WHAT IS EXPECTED | Among the following entries, count the lines that contain "components" and report only the result.

LISTED ENTRIES |
※ ※ ※

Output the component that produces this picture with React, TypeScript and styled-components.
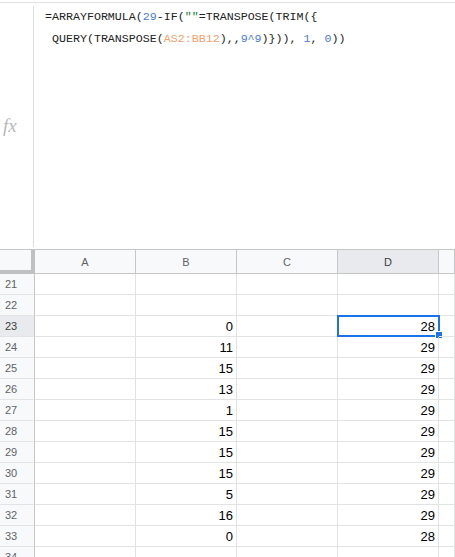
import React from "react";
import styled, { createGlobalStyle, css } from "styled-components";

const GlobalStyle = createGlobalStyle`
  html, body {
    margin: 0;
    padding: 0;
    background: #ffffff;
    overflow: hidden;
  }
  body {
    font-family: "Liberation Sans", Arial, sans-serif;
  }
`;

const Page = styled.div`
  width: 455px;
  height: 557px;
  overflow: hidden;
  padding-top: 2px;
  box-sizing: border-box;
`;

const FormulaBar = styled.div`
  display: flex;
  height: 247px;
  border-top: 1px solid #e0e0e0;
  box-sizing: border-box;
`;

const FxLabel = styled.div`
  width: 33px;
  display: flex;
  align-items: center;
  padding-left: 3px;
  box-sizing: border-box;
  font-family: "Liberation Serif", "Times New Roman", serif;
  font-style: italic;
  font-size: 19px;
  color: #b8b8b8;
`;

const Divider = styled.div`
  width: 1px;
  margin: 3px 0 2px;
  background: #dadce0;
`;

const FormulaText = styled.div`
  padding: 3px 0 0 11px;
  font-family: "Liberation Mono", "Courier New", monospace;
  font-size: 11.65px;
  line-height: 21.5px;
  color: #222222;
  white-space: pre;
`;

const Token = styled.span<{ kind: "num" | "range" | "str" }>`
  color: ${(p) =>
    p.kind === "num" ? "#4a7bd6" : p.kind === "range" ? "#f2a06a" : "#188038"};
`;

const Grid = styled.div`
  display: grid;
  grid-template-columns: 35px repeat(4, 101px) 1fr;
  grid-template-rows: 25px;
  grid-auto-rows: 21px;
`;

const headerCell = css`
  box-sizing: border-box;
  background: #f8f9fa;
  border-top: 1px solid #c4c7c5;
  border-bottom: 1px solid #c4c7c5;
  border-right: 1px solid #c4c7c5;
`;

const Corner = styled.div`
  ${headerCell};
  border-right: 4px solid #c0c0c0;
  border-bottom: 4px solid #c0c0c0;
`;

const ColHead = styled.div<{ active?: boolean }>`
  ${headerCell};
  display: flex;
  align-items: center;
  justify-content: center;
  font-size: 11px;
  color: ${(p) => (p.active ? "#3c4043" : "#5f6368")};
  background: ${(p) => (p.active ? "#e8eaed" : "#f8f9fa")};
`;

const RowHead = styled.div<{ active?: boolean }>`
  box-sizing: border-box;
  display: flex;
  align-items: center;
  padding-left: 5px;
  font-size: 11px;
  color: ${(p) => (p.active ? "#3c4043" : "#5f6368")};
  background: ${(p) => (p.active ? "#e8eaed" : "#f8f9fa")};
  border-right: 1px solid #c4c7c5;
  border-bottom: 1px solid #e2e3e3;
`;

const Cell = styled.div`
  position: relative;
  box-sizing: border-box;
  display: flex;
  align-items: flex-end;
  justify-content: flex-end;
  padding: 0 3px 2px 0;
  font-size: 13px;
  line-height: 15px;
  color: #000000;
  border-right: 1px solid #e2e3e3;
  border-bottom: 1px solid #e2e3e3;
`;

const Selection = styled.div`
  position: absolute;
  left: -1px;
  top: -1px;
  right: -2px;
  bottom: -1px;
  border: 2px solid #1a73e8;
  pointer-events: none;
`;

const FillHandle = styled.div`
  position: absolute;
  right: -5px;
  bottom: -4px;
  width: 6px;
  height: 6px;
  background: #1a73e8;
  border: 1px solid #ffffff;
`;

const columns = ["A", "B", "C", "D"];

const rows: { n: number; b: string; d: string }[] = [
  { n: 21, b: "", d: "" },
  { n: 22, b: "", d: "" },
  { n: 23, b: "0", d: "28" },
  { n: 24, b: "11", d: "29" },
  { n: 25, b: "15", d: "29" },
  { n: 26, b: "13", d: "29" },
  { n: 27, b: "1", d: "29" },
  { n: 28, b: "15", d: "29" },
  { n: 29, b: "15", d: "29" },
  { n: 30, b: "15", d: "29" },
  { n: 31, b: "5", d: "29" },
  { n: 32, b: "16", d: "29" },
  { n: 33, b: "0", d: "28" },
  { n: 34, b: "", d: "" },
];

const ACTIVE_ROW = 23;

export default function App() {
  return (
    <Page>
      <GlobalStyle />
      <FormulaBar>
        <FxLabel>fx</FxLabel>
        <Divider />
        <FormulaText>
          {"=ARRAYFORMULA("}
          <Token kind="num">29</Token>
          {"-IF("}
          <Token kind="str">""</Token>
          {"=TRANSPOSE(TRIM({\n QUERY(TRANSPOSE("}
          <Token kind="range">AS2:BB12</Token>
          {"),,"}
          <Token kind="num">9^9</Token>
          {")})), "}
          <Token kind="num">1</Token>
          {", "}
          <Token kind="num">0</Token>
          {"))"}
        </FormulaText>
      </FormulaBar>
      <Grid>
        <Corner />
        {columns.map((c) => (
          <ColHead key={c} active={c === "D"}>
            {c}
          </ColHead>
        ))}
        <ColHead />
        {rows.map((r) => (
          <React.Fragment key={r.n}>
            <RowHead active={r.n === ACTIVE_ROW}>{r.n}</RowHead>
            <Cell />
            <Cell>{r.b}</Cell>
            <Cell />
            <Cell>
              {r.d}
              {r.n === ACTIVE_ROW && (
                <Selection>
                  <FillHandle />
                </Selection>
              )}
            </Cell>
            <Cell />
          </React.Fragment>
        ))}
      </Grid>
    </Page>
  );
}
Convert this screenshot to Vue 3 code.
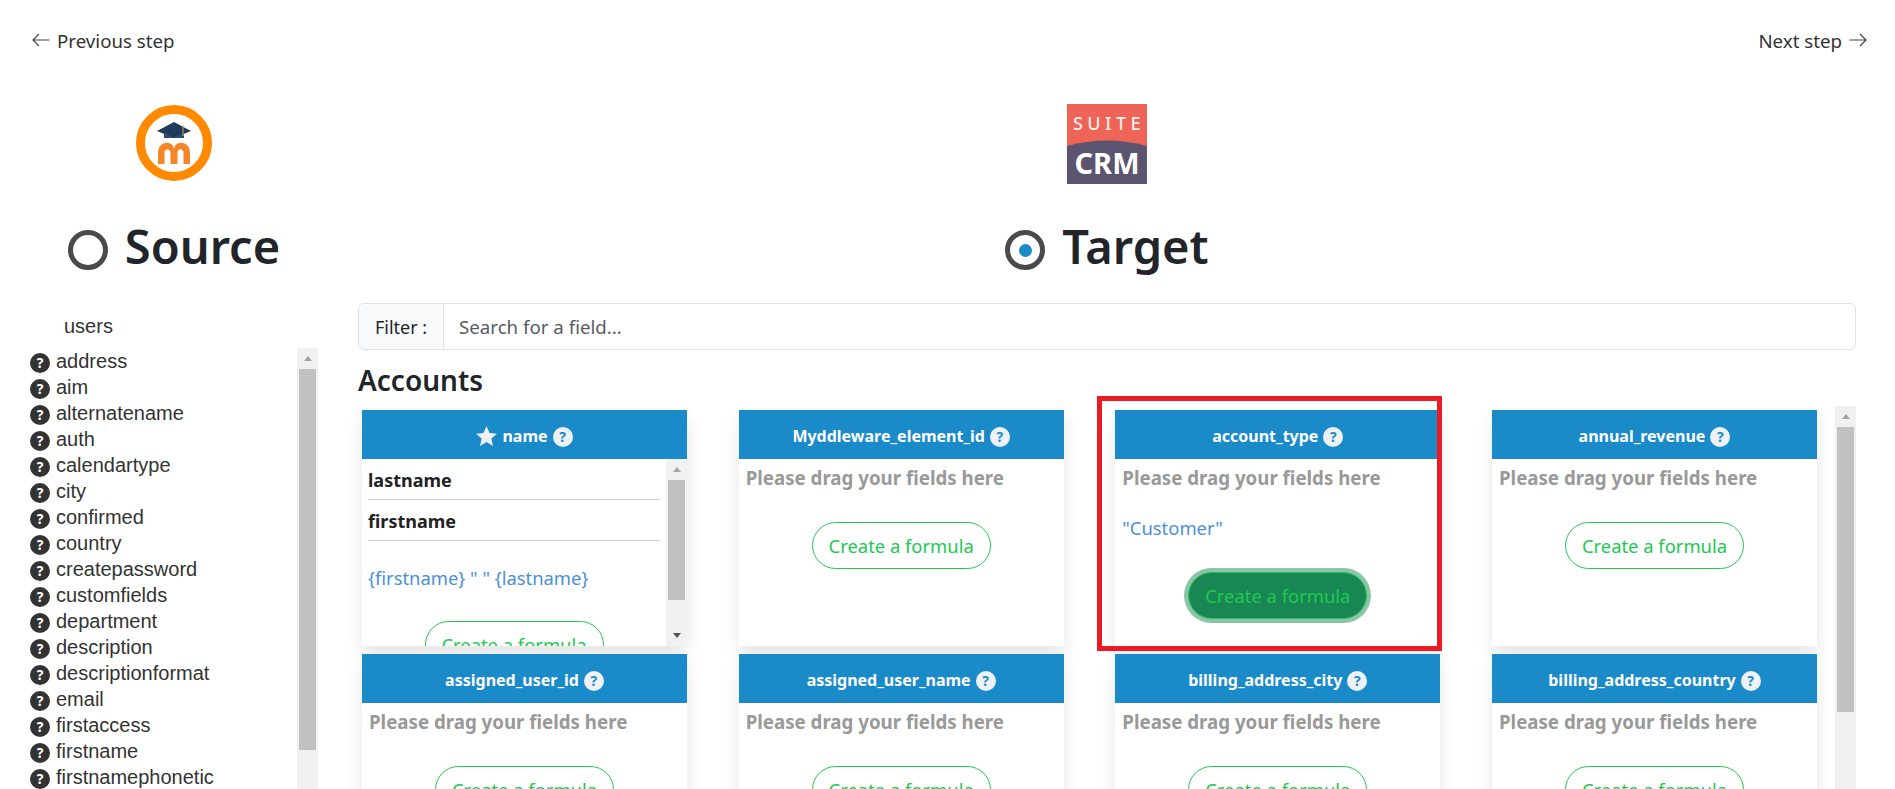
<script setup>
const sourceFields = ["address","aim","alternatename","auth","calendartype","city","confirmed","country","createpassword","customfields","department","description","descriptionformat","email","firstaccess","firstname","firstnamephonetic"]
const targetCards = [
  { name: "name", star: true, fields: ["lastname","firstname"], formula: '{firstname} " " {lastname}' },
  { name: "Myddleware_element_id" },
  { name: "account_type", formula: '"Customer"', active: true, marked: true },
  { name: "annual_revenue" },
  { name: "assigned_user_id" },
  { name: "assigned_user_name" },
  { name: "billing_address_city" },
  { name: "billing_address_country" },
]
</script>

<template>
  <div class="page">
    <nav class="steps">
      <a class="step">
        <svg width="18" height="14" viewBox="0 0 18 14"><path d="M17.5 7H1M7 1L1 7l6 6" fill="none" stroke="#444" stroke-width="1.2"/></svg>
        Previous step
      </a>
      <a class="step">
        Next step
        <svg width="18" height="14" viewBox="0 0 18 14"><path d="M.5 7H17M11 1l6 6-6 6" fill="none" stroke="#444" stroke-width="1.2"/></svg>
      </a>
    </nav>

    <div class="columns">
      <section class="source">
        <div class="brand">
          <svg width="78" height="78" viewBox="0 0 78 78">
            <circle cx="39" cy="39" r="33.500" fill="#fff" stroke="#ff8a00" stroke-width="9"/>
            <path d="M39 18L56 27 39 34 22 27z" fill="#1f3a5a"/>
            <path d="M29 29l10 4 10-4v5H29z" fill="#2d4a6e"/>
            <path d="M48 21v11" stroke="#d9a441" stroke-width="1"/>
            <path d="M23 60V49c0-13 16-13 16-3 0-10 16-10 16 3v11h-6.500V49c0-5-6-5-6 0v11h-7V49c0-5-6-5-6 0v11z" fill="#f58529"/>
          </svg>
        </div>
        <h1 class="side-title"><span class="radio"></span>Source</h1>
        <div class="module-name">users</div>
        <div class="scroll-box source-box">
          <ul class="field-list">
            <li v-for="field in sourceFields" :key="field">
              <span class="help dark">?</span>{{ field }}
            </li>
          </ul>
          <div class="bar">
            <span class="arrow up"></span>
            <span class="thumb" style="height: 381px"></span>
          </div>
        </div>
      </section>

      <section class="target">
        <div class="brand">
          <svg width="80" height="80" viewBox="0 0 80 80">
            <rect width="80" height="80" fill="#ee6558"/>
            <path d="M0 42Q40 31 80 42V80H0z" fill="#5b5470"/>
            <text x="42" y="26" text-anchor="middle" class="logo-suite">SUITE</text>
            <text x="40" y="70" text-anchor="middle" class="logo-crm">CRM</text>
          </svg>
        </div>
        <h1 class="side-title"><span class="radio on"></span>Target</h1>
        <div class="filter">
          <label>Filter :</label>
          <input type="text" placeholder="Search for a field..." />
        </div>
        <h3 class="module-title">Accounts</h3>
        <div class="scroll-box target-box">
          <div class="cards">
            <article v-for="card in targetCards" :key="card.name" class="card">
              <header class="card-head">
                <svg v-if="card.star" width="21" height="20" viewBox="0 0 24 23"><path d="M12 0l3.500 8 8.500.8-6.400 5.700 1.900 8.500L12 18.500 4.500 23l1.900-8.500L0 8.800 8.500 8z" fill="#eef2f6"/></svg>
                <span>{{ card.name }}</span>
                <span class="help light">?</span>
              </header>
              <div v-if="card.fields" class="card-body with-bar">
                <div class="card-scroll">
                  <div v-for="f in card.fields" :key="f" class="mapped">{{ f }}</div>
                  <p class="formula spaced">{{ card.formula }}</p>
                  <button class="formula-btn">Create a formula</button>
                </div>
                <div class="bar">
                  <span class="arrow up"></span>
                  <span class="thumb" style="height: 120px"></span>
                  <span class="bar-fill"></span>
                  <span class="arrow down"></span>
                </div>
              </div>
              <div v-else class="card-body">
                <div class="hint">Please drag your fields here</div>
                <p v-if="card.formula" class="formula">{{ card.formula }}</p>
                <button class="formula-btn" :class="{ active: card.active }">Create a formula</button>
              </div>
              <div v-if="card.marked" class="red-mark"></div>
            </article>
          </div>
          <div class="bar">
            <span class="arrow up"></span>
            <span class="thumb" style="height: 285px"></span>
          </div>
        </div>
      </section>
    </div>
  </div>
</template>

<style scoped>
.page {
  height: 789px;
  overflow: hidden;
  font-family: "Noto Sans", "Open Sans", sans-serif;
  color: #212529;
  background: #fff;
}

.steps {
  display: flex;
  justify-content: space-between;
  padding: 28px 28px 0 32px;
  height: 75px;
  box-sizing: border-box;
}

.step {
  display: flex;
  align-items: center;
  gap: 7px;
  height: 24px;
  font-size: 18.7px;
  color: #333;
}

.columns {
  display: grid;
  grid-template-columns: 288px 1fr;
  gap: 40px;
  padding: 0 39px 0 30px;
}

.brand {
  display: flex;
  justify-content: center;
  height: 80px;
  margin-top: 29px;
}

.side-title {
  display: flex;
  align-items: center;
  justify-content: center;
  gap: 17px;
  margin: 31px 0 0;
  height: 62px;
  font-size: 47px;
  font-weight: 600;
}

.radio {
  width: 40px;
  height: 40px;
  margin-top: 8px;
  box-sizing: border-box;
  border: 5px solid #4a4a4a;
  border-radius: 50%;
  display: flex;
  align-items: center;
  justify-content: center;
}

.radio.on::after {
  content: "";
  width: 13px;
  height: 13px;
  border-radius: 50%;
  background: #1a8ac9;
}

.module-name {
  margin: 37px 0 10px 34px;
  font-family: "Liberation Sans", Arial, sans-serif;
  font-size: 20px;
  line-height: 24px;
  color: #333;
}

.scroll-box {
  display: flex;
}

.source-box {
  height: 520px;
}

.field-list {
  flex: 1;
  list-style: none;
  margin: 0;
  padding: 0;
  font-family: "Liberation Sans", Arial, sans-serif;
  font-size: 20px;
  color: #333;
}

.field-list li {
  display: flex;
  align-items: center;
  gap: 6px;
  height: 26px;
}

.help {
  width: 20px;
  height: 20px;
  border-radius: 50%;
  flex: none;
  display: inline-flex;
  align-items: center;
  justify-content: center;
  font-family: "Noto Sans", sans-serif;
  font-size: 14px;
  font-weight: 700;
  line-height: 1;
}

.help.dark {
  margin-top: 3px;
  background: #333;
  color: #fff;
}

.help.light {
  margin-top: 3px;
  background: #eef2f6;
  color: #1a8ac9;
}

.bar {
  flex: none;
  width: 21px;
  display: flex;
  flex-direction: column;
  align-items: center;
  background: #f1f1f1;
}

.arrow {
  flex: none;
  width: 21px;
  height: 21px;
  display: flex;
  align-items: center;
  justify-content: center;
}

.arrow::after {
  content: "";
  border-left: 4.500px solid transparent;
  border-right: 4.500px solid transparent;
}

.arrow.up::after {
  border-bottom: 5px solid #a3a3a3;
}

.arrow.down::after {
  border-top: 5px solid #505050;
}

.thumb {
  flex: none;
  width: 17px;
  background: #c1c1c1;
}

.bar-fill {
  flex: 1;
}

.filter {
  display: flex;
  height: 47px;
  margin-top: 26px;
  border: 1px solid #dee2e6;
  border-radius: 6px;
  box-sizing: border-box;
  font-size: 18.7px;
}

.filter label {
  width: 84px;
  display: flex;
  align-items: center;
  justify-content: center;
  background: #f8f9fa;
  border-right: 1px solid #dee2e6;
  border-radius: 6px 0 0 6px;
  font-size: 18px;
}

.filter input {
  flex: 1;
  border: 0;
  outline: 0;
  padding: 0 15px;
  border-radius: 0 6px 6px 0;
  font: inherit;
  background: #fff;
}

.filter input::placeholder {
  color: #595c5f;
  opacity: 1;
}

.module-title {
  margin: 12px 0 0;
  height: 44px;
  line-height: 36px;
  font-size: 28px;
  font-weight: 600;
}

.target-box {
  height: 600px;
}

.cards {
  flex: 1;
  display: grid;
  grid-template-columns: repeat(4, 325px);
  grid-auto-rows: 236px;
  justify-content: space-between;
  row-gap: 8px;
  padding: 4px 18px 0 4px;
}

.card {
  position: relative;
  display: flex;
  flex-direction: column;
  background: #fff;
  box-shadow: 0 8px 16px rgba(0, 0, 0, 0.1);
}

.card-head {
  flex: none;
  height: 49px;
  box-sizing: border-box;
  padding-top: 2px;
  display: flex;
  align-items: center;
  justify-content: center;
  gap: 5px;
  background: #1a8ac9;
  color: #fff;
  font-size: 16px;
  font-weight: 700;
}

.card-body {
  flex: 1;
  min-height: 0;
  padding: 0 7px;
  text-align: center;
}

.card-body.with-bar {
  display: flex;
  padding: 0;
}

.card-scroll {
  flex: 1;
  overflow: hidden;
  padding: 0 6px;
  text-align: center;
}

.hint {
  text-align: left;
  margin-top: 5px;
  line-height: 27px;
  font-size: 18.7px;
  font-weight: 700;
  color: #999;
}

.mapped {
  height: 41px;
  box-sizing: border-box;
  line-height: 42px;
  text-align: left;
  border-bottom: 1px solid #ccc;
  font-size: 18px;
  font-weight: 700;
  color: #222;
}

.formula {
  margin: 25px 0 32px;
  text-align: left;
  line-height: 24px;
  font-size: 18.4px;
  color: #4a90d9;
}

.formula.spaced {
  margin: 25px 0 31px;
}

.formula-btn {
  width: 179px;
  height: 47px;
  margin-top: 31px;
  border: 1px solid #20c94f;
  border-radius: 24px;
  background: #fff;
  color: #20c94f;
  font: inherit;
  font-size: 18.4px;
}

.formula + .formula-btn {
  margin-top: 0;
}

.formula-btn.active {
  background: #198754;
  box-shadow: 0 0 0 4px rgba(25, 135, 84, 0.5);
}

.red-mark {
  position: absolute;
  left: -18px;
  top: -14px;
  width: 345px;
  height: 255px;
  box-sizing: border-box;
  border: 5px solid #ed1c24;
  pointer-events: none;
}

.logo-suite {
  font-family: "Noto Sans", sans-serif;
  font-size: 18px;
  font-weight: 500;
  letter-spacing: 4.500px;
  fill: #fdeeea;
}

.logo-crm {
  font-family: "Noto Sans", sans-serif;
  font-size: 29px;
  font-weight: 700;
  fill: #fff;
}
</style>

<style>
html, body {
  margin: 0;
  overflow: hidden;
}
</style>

※ ※ ※

OUTPUT OF THE TASK | 2